During the past 14 years, 15 separate studies have shown that ethanol has a net positive energy balance. Only one study has contradicted it, but the researchers of that study (Pimental and Patzek) wrote the same paper 4 times so you may hear that the ratio is 15:4. It’s the one that always gets quoted (usually unknowingly) when someone tells you it takes more energy to produce a gallon of ethanol than you can get out of it. Now it appears ethanol opponents will have another study to quote, this time about biofuels creating additional greenhouse gases.

In looking in the supporting materials in Science Express, I found this curious assertion:

If corn-based ethanol could not receive a credit for removing carbon from the atmosphere – deleting the feedstock uptake credit from the GREET model– it would increase greenhouse gas emissions by 48%. It follows that if the use of land to grow corn for ethanol has the net effect of reducing land-based carbon sequestration, the overall effect will be a bigger release of greenhouse gasses.

In other words, they are stating that when comparing greenhouse gases from corn to gasoline, corn should not get a credit for having removed carbon from the atmosphere. Instead they think it should be compared to growing a forest or prairie in the place of farmland which would allow the carbon to be sequestered year after year. Forests and prairies give back carbon to the atmosphere every year when their leaves and grasses die. In the case of forests, every few decades the trees die, or burn, or are used for some other purpose and thus also give back their carbon in a brief instant of geological time. Unless you’re burying the carbon deep under the earth’s surface or oceans, any carbon taken in by plants is given off in a few months or decades. Soils also have a limited capacity to hold carbon and eventually reach a homeostasis after only a few decades. So I consider the logic used in this study to be flawed.

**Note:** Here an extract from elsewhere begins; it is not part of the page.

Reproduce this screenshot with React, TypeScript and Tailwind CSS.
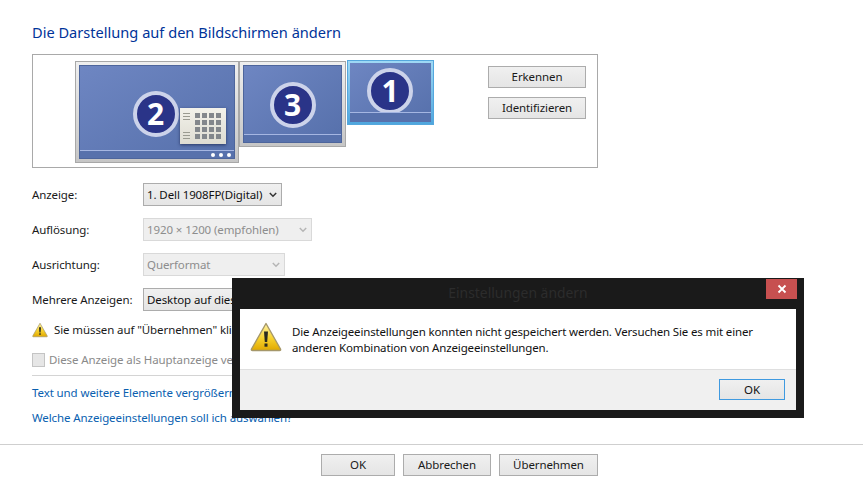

But I will expect that every biofuel opponent will quote it with abandon, never realizing that the authors of the paper are not comparing biofuels with fossil fuels, but rather biofuels with some imaginary state of affairs where forests that capture but do not release carbon to the atmosphere have been replaced by farmland.

All land capable of sustaining plants, whether it be used for farming, prairie, or forest eventually reaches a homeostasis when it comes to CO2 sequestration. Farming allows us to take advantage of the CO2 to carbohydrate conversion that occurs on land whereas prairies and rainforest that go unharvested do not. But in the end, they all return CO2 back to the atmosphere in a relatively short span of geological time. The only counter-examples are swamps that can, over the course of millions of years, turn vegetation into coal by trapping a tiny percentage of carbon each year.